Monday, May 7, 2012

Report: SF School District Violated Special Education Laws. Parents say state has failed to enforce regulations

Parents say state has failed to enforce regulations

The San Francisco Unified School District has violated more than 100 special education regulations in the past year, according to a recent report by the California Department of Education. The violations include failing to properly assess students’ disabilities, implement federally mandated services and employ qualified staff to work with special-needs students.

According to the report, the district has failed to adhere to "individualized education programs," legally binding agreements between the district and parents that detail how it will meet the needs of students.
“They’re not implementing their IEPs as written,” said Donna DeMartini, an education programs consultant for the Department of Education. “It’s a huge problem.”

DeMartini and Elizabeth Blanco, who joined the district in February as assistant superintendent of special education, discussed the report with parents last week at a meeting of the district's Community Advisory Committee for Special Education. DeMartini told the group that the department reviewed 85 randomly chosen files of children and found 502 violations of 106 state education code regulations.

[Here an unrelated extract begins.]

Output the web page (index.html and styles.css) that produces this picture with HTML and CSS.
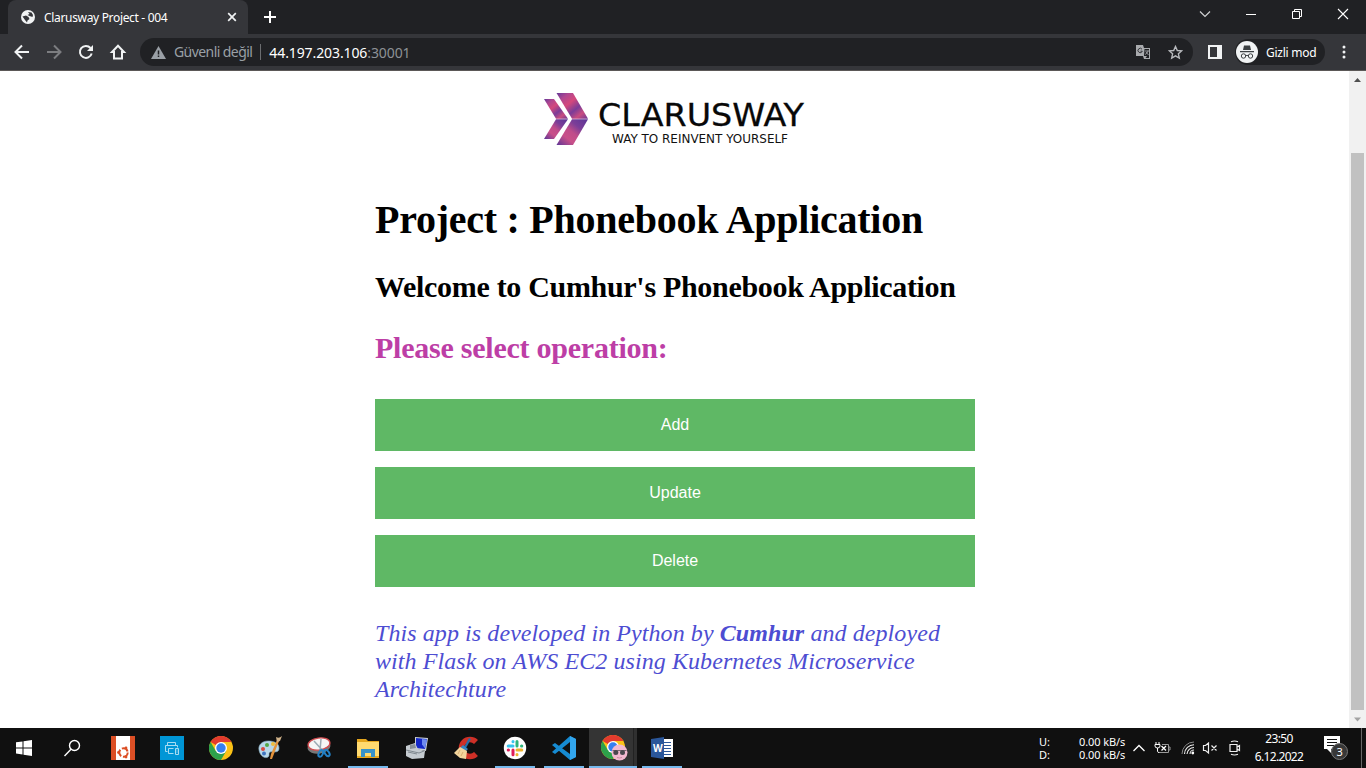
FILE: index.html
```html
<!DOCTYPE html>
<html lang="tr">
<head>
<meta charset="utf-8">
<title>Clarusway Project - 004</title>
<link rel="stylesheet" href="styles.css">
</head>
<body>
<header class="tabstrip">
  <div class="tab">
    <svg class="favicon" width="14" height="14" viewBox="0 0 14 14"><circle cx="7" cy="7" r="7" fill="#f1f3f4"/><path d="M1.500 6.500L5 5.500l2.500 1.500 1 2-2 1.500-.5 2L4 10z" fill="#35363a"/><path d="M7 2l1.500 2L6.500 5l2 1 3 1 .5-2-1.500-2.500z" fill="#35363a"/></svg>
    <span class="tab-title"><span class="fit">Clarusway Project - 004</span></span>
    <svg class="tab-close" width="10" height="10" viewBox="0 0 10 10"><path d="M1.200 1.200l7.600 7.600M8.800 1.200L1.200 8.800" stroke="#f1f3f4" stroke-width="1.700"/></svg>
  </div>
  <svg class="new-tab" width="12" height="12" viewBox="0 0 12 12"><path d="M6 0v12M0 6h12" stroke="#fff" stroke-width="2"/></svg>
  <div class="window-controls">
    <svg width="46" height="28" viewBox="0 0 46 28"><path d="M18 11.500l5 5 5-5" fill="none" stroke="#d0d1d3" stroke-width="1.200"/></svg>
    <svg width="46" height="28" viewBox="0 0 46 28"><path d="M18 14.500h10" stroke="#fff"/></svg>
    <svg width="46" height="28" viewBox="0 0 46 28"><path d="M18.500 11.500h7v7h-7zM20.500 11V9.500h7v7H26" fill="none" stroke="#fff"/></svg>
    <svg width="46" height="28" viewBox="0 0 46 28"><path d="M18 9l10 10M28 9L18 19" stroke="#fff" stroke-width="1.100"/></svg>
  </div>
</header>
<nav class="toolbar">
  <svg width="32" height="32" viewBox="0 0 32 32"><path d="M23 16H10M16 9.500L9.500 16l6.500 6.500" fill="none" stroke="#f1f3f4" stroke-width="2"/></svg>
  <svg width="32" height="32" viewBox="0 0 32 32"><path d="M9 16h13M16 9.500l6.500 6.500-6.500 6.500" fill="none" stroke="#7c7d80" stroke-width="2"/></svg>
  <svg width="32" height="32" viewBox="0 0 32 32"><path d="M20.500 12a6 6 0 1 0 1.200 5.500" fill="none" stroke="#f1f3f4" stroke-width="2"/><path d="M23 9v6h-6z" fill="#f1f3f4"/></svg>
  <svg width="32" height="32" viewBox="0 0 32 32"><path d="M16 9.800L22 16h-2v6.500h-8V16h-2z" fill="none" stroke="#f1f3f4" stroke-width="2"/></svg>
  <div class="omnibox">
    <svg class="warning" width="15" height="13" viewBox="0 0 15 13"><path d="M7.500 0L15 13H0z" fill="#9aa0a6"/><path d="M7.500 4.500v4M7.500 9.500v1.600" stroke="#202124" stroke-width="1.500"/></svg>
    <span class="insecure fit">Güvenli değil</span>
    <span class="address"><b class="host">44.197.203.106</b><span class="port">:30001</span></span>
    <svg class="translate" width="15" height="14" viewBox="0 0 15 14"><path d="M0 0h7l1 3h6v11H8l-1-3H0z" fill="#a9abae"/><path d="M8.500 4H13v9H9.500l1.500-2H8z" fill="#202124"/><path d="M6 4.200a2.200 2.200 0 1 0 .3 2H4.500" fill="none" stroke="#35363a"/><path d="M9 6h4M12 5.500c0 2-2 3.500-3 4M10 7l2.500 3" stroke="#a9abae" fill="none" stroke-width=".8"/></svg>
    <svg class="star" width="15" height="15" viewBox="0 0 15 15"><path d="M7.500 1.500l1.800 4 4.300.4-3.200 2.900.9 4.300-3.800-2.300-3.800 2.300.9-4.300-3.200-2.900 4.300-.4z" fill="none" stroke="#b8babd" stroke-width="1.400"/></svg>
  </div>
  <svg class="side-panel" width="14" height="14" viewBox="0 0 14 14"><path d="M0 0h14v14H0zM2 2v10h7V2z" fill="#f1f3f4" fill-rule="evenodd"/></svg>
  <div class="profile">
    <svg width="22" height="22" viewBox="0 0 22 22"><circle cx="11" cy="11" r="11" fill="#f1f3f4"/><path d="M8 4.500h6l1 4.500H7zM4 10h14v1.200H4z" fill="#3c4043"/><circle cx="7.500" cy="15" r="2.200" fill="none" stroke="#3c4043"/><circle cx="14.500" cy="15" r="2.200" fill="none" stroke="#3c4043"/><path d="M9.700 14.700q1.300-.8 2.600 0" fill="none" stroke="#3c4043"/></svg>
    <span class="fit">Gizli mod</span>
  </div>
  <svg class="menu-dots" width="4" height="14" viewBox="0 0 4 14"><g fill="#f1f3f4"><circle cx="2" cy="2" r="1.500"/><circle cx="2" cy="7" r="1.500"/><circle cx="2" cy="12" r="1.500"/></g></svg>
</nav>
<div class="viewport">
  <main class="page">
    <svg class="logo" width="270" height="54" viewBox="0 0 270 54">
      <defs>
        <linearGradient id="upper" x1="0" y1="0" x2="1" y2="1"><stop offset="0" stop-color="#643898"/><stop offset=".2" stop-color="#b04790"/><stop offset=".4" stop-color="#d4487c"/><stop offset=".62" stop-color="#7a3c98"/><stop offset=".8" stop-color="#c94c80"/><stop offset="1" stop-color="#6a3896"/></linearGradient>
        <linearGradient id="lower" x1="0" y1="1" x2="1" y2="0"><stop offset="0" stop-color="#5b3496"/><stop offset=".3" stop-color="#c95089"/><stop offset=".5" stop-color="#c04c8a"/><stop offset=".7" stop-color="#7b3e98"/><stop offset="1" stop-color="#5b3496"/></linearGradient>
      </defs>
      <path d="M0 6h10l14 19.700H12z" fill="url(#upper)"/><path d="M12 26.300h12L10 46H0z" fill="url(#lower)"/>
      <path d="M12.500 0H29l15 25.700H28z" fill="url(#upper)"/><path d="M28 26.300h16L29 52H12.500z" fill="url(#lower)"/>
      <text x="54" y="33" class="logo-name" textLength="206" lengthAdjust="spacingAndGlyphs">CLARUSWAY</text>
      <text x="68" y="50" class="logo-motto" textLength="176" lengthAdjust="spacingAndGlyphs">WAY TO REINVENT YOURSELF</text>
    </svg>
    <h1>Project : Phonebook Application</h1>
    <h2>Welcome to Cumhur's Phonebook Application</h2>
    <h2 class="prompt">Please select operation:</h2>
    <div class="actions"><a>Add</a><a>Update</a><a>Delete</a></div>
    <p class="credit">This app is developed in Python by <b>Cumhur</b> and deployed<br>with Flask on AWS EC2 using Kubernetes Microservice<br>Architechture</p>
  </main>
  <div class="scrollbar">
    <svg width="17" height="17" viewBox="0 0 17 17"><path d="M5 11l3.500-4 3.500 4z" fill="#505050"/></svg>
    <div class="thumb"></div>
    <svg width="17" height="17" viewBox="0 0 17 17"><path d="M5 6.500l3.500 4 3.500-4z" fill="#a3a3a3"/></svg>
  </div>
</div>
<footer class="taskbar">
  <div class="task sys"><svg width="16" height="16" viewBox="0 0 16 16"><path d="M0 2.300L6.500 1.400v6H0zM7.500 1.200L16 0v7.400H7.500zM0 8.400h6.500v6.100L0 13.600zM7.500 8.400H16V16l-8.500-1.200z" fill="#fff"/></svg></div>
  <div class="task sys search"><svg width="18" height="18" viewBox="0 0 18 18"><circle cx="11.500" cy="6.500" r="5" fill="none" stroke="#fff" stroke-width="1.400"/><path d="M8 10.200L1.500 17" stroke="#fff" stroke-width="1.400"/></svg></div>
  <div class="task"><svg width="24" height="24" viewBox="0 0 24 24"><path d="M0 0h24v24H0z" fill="#dc4f25"/><path d="M5 0h14v24H5z" fill="#fff"/><circle cx="12.500" cy="16.500" r="4.200" fill="none" stroke="#dc4f25" stroke-width="2" stroke-dasharray="7 1.800"/><g fill="#dc4f25"><circle cx="7.500" cy="16.500" r="1.400"/><circle cx="15" cy="12" r="1.400"/><circle cx="15" cy="21" r="1.400"/></g></svg></div>
  <div class="task"><svg width="24" height="24" viewBox="0 0 24 24"><path d="M0 0h24v24H0z" fill="#0096d6"/><g fill="none" stroke="#a8dcf2"><path d="M7.500 9.500v-3h8v3M7.500 15.500h-2v-6h12v2M8.500 12.500h5M8.500 12.500v5h5M15.500 12.500h3v6h-3zM16.500 14h1M16.500 16h1"/></g></svg></div>
  <div class="task"><svg width="24" height="24" viewBox="0 0 24 24"><use href="#chrome"/></svg></div>
  <div class="task"><svg width="24" height="24" viewBox="0 0 24 24"><path d="M10 5C4 5 0 9 1 14c1 6 6 9 9 7 2-1 0-4 2-5 3-1 9 2 9-4 0-5-5-7-11-7z" fill="#b9d8e9" stroke="#8ab0c5" stroke-width=".6"/><circle cx="5" cy="13" r="2" fill="#d9493f"/><circle cx="9" cy="9" r="2" fill="#54a846"/><circle cx="15" cy="8" r="2" fill="#efbd3d"/><circle cx="6" cy="17.500" r="2" fill="#3f74bf"/><path d="M21 5l-7 18h-2l1-5 6-14z" fill="#e3933c"/><path d="M18 1q3 2 6-1l-2 5-3 1z" fill="#d2b48b"/></svg></div>
  <div class="task"><svg width="24" height="24" viewBox="0 0 24 24"><ellipse cx="12" cy="11" rx="11.500" ry="6.500" fill="#777" transform="rotate(-8 12 11)"/><ellipse cx="12" cy="8" rx="11" ry="6" fill="#f6f5f5" stroke="#d24c50" stroke-width="1.300" transform="rotate(-8 12 8)"/><path d="M7 5l10 11M14 3l-1 12" stroke="#9caab3" stroke-width="1.500"/><g fill="none" stroke="#2380c5" stroke-width="2"><ellipse cx="14" cy="17.500" rx="2" ry="3.500" transform="rotate(25 14 17)"/><ellipse cx="20" cy="17" rx="2" ry="3.500" transform="rotate(-35 20 17)"/></g></svg></div>
  <div class="task open"><svg width="24" height="24" viewBox="0 0 24 24"><path d="M1 3h9l2 2h11v17H1z" fill="#e5a61e"/><path d="M1 6h22v14H1z" fill="#ffda70"/><path d="M5 21v-8h14v8h-4v-4H9v4z" fill="#3792c9"/></svg></div>
  <div class="task"><svg width="24" height="24" viewBox="0 0 24 24"><path d="M10 1l13 1-2 13-11-2z" fill="#cbd2d7"/><path d="M11 2l11 1-2 10-9-1z" fill="#1428c8"/><path d="M17 3l5 .5-2 9-3-4z" fill="#6f8bf0"/><path d="M1 10l9-3 3 6 7 2-1 7-12 1-6-3z" fill="#c5cbd0"/><path d="M1 14l13 3 5-2M3 16l9 2" stroke="#808990" fill="none"/><path d="M5 9l5-1 1 4-6 1z" fill="#858e95"/></svg></div>
  <div class="task"><svg width="24" height="24" viewBox="0 0 24 24"><path d="M22 6A8.500 8.500 0 1 0 22 18" fill="none" stroke="#cf3027" stroke-width="5.500"/><path d="M15 2l2 1-5 9-2-1z" fill="#2570aa"/><path d="M9 9l5 4-2 2-6-3z" fill="#3785c2"/><path d="M6 11l7 4-1 8-6-1-6-5z" fill="#f2d49c"/><path d="M6 14l-2 4M9 16l-2 4" stroke="#d8ae70"/></svg></div>
  <div class="task open"><svg width="24" height="24" viewBox="0 0 24 24"><circle cx="12" cy="12" r="11.200" fill="#fff"/><g fill="none" stroke-width="3" stroke-linecap="round"><path d="M10 5.500v.3M5.200 10h4.800" stroke="#36c5f0"/><path d="M14 5.500V10M18.500 10h.3" stroke="#2eb67d"/><path d="M14 14h4.800M14 18.500v.3" stroke="#ecb22e"/><path d="M10 14v4.800M5.200 14h.3" stroke="#e01e5a"/></g></svg></div>
  <div class="task open"><svg width="24" height="24" viewBox="0 0 24 24"><path d="M18 0l6 3v18l-6 3L0 9l3-2 15 11V6L3 18l-3-2z" fill="#168bd2"/><path d="M18 0l6 3v18l-6 3z" fill="#32a6ee"/></svg></div>
  <div class="task open active"><svg width="27" height="26" viewBox="0 0 27 26"><use href="#chrome"/><circle cx="18.500" cy="17.500" r="8" fill="#f2b8d0"/><path d="M11.500 15.500h14" stroke="#7b6773"/><circle cx="14.800" cy="17.500" r="2.500" fill="#49474e"/><circle cx="21.500" cy="17.500" r="2.500" fill="#49474e"/><path d="M16 22.500q3 1 5 0" fill="none" stroke="#c98ba0"/></svg></div>
  <div class="task open"><svg width="24" height="24" viewBox="0 0 24 24"><path d="M12 3h11v18H12z" fill="#fff"/><path d="M14 6.500h7M14 9.500h7M14 12.500h7M14 15.500h7M14 18.500h7" stroke="#2b579a"/><path d="M1 3l13-2v22L1 21z" fill="#2b579a"/><text x="3" y="16" class="word-letter">W</text></svg></div>
  <div class="tray">
    <div class="speed"><span>U:</span><span>0.00 kB/s</span><span>D:</span><span>0.00 kB/s</span></div>
    <svg class="chevron" width="14" height="10" viewBox="0 0 14 10"><path d="M1.500 8L7 2.500 12.500 8" fill="none" stroke="#fff" stroke-width="1.300"/></svg>
    <svg class="battery" width="17" height="16" viewBox="0 0 17 16"><path d="M8 4.500h6.500v8h-9M14.500 7h1.500v3h-1.500" fill="none" stroke="#999"/><path d="M1 4.500h5v1.500q0 2-2.500 2T1 6zM2 2v2.500M5 2v2.500M3.500 8v3.500q0 1 2 1" fill="none" stroke="#fff"/><path d="M7.500 6l4.500 4.500M12 6l-4.500 4.500" stroke="#fff" stroke-width="1.300"/></svg>
    <svg class="wifi" width="14" height="14" viewBox="0 0 14 14"><g fill="none"><path d="M1 13A12 12 0 0 1 13 1" stroke="#888"/><path d="M3.500 13A9.500 9.500 0 0 1 13 3.800M6 13a7 7 0 0 1 7-6.500M9 13a4 4 0 0 1 4-4" stroke="#eee" stroke-width="1.100"/></g><circle cx="11.800" cy="12" r="1.400" fill="#fff"/></svg>
    <svg class="sound" width="16" height="14" viewBox="0 0 16 14"><path d="M1.500 4.500h2L6.500 2v10L3.500 9.500h-2zM9.500 4.500l5 5M14.500 4.500l-5 5" fill="none" stroke="#eee" stroke-width="1.200"/></svg>
    <svg class="camera" width="12" height="16" viewBox="0 0 12 16"><path d="M1 4.500h7v7H1zM8 7l2.500-1.500v5L8 9M2 1.700q3.500-1.400 7 0M2 14.300q3.500 1.400 7 0" fill="none" stroke="#eee" stroke-width="1.200"/></svg>
    <div class="clock"><span class="fit">23:50</span><span class="fit">6.12.2022</span></div>
    <svg class="notice" width="28" height="26" viewBox="0 0 28 26"><path d="M1 1h16v13H8v4l-4-4H1z" fill="#fff"/><path d="M4 4.500h10M4 7.500h10M4 10.500h7" stroke="#111"/><circle cx="16.500" cy="16.500" r="8" fill="#383838" stroke="#777"/><text x="13.500" y="20.500" class="count">3</text></svg>
  </div>
  <svg class="defs" width="0" height="0"><defs><g id="chrome"><circle cx="12" cy="12" r="12" fill="#fbc116"/><path d="M12 12L1.600 6A12 12 0 0 1 22.400 6H12z" fill="#e33b2e"/><path d="M1.600 6A12 12 0 0 0 12 24l5.200-9L12 12 6.800 15z" fill="#2da14b"/><circle cx="12" cy="12" r="6" fill="#fff"/><circle cx="12" cy="12" r="4.700" fill="#367ff0"/></g></defs></svg>
</footer>
</body>
</html>
```
FILE: styles.css
```css
* { box-sizing: border-box; }
body { margin: 0; width: 1366px; height: 768px; overflow: hidden; display: flex; flex-direction: column; background: #fff; font-family: "Noto Sans", "Open Sans", sans-serif; }
svg { display: block; flex: none; }
.fit { white-space: nowrap; }
.tabstrip { height: 34px; flex: none; display: flex; background: #202124; }
.tab { width: 240px; height: 34px; margin-left: 8px; padding: 0 11px 0 13px; display: flex; align-items: center; background: #35363a; border-radius: 8px 8px 0 0; }
.tab-title { flex: 1; margin-left: 9px; font-size: 12px; letter-spacing: -.33px; color: #fff; }
.new-tab { margin: 11px 0 0 16px; }
.window-controls { display: flex; margin-left: auto; }
.toolbar { height: 37px; flex: none; display: flex; align-items: center; padding: 0 20px 0 6px; background: #35363a; border-bottom: 1px solid #5b5857; }
.omnibox { width: 1053px; height: 28px; margin-left: 6px; padding: 0 10px 0 11px; display: flex; align-items: center; border-radius: 14px; background: #202124; font-size: 14px; }
.insecure { margin-left: 8px; padding-right: 8px; border-right: 1px solid #6b6d70; color: #9aa0a6; line-height: 16px; letter-spacing: -.57px; }
.address { margin-left: 8px; color: #9aa0a6; letter-spacing: -.1px; }
.host { font-weight: 400; color: #fff; }
.port { color: #8d9196; }
.translate { margin-left: auto; }
.star { margin-left: 17px; }
.side-panel { margin-left: 15px; }
.profile { width: 90px; height: 26px; margin-left: 13px; padding-left: 1px; display: flex; align-items: center; gap: 8px; border-radius: 13px; background: #202124; color: #fff; font-size: 12px; letter-spacing: -.25px; }
.menu-dots { margin-left: auto; }
.viewport { height: 657px; flex: none; display: flex; justify-content: space-between; }
.page { width: 600px; margin-left: 375px; padding-top: 22px; font-family: "Liberation Serif", "Times New Roman", serif; }
.logo { margin-left: 169px; }
.logo-name { font: 32px "DejaVu Sans", sans-serif; fill: #080808; stroke: #080808; stroke-width: .3px; }
.logo-motto { font: 11.500px "DejaVu Sans", sans-serif; fill: #111; }
h1 { margin: 50px 0 0; font-size: 40px; line-height: 46px; white-space: nowrap; letter-spacing: -.26px; }
h2 { margin: 27px 0 0; font-size: 30px; line-height: 34px; white-space: nowrap; letter-spacing: -.31px; }
.prompt { margin-top: 27px; color: #bd3ea6; letter-spacing: -.24px; }
.actions { margin-top: 34px; display: flex; flex-direction: column; gap: 16px; }
.actions a { height: 52px; background: #5fb865; color: #fff; font: 16px/51px "Liberation Sans", Arial, sans-serif; text-align: center; }
.credit { margin: 32px 0 0; font-size: 24px; line-height: 28px; font-style: italic; color: #4d4dd2; white-space: nowrap; letter-spacing: .08px; }
.scrollbar { width: 17px; display: flex; flex-direction: column; align-items: center; background: #f1f1f1; }
.thumb { width: 13px; height: 557px; margin: 65px 0 1px; background: #c1c1c1; }
.taskbar { height: 40px; flex: none; display: flex; background: #101010; color: #fff; font-family: "Noto Sans", sans-serif; font-size: 12px; }
.task { width: 49px; height: 40px; display: flex; align-items: center; justify-content: center; }
.sys { padding-right: 1px; }
.search { padding-right: 3px; }
.open { background: linear-gradient(#76b9ed, #76b9ed) 5px 38px / 40px 2px no-repeat; }
.active { padding-left: 3px; background: linear-gradient(#76b9ed, #76b9ed) 1px 38px / 48px 2px no-repeat, linear-gradient(90deg, #101010 1px, #343434 1px, #343434 45px, #222 45px, #222 46px, #303030 46px); }
.word-letter { font: bold 10px "Noto Sans", sans-serif; fill: #fff; }
.tray { width: 324px; margin-left: auto; margin-right: 4px; display: flex; align-items: center; border-right: 1px solid #666; }
.speed { width: 87px; padding-left: 1px; display: grid; grid-template-columns: 40px 46px; line-height: 13px; letter-spacing: -.1px; font-size: 11px; white-space: nowrap; }
.chevron { margin-left: 7px; }
.battery { margin-left: 8px; }
.wifi { margin-left: 10px; }
.sound { margin-left: 7px; }
.camera { margin-left: 11px; }
.clock { width: 50px; margin-left: 13px; display: flex; flex-direction: column; align-items: center; line-height: 18px; letter-spacing: -.65px; }
.notice { margin-left: 19px; }
.count { font: 11px "Noto Sans", sans-serif; fill: #fff; }
.defs { width: 0; height: 0; }
```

Blanco acknowledged the problems raised in the report, but said a system as large as the San Francisco school district “doesn’t change overnight.”

“We have a lot of work to do to make San Francisco special education better for parents, students and support staff,” Blanco said. “The district has had a long standing mistrust with parents of special education students, along with teachers.”

More than 6,000 students with physical, emotional or developmental disabilities attend San Francisco public schools. The federal Individuals with Disabilities Education Act, passed by Congress in 1990, requires school districts to provide those children with a “free and appropriate education” from the age of three.

Some parents blame state regulators for the district's failure to comply with the special education laws.
“When citizens break the law, they go to jail, but when the district does it, nothing happens,” said Katy Franklin, the mother of a child with autism and the chairwoman of the committee. “What the California Department of Education does to remedy school district noncompliance is equivalent to swatting the flies instead of removing the crap from the room."

Franklin, along with other parents, is part of a lawsuit filed last month, claiming that school districts across California are failing to comply with federal laws without reprisal from the state and spending taxpayer dollars on outside law firms to fight families seeking services for their children.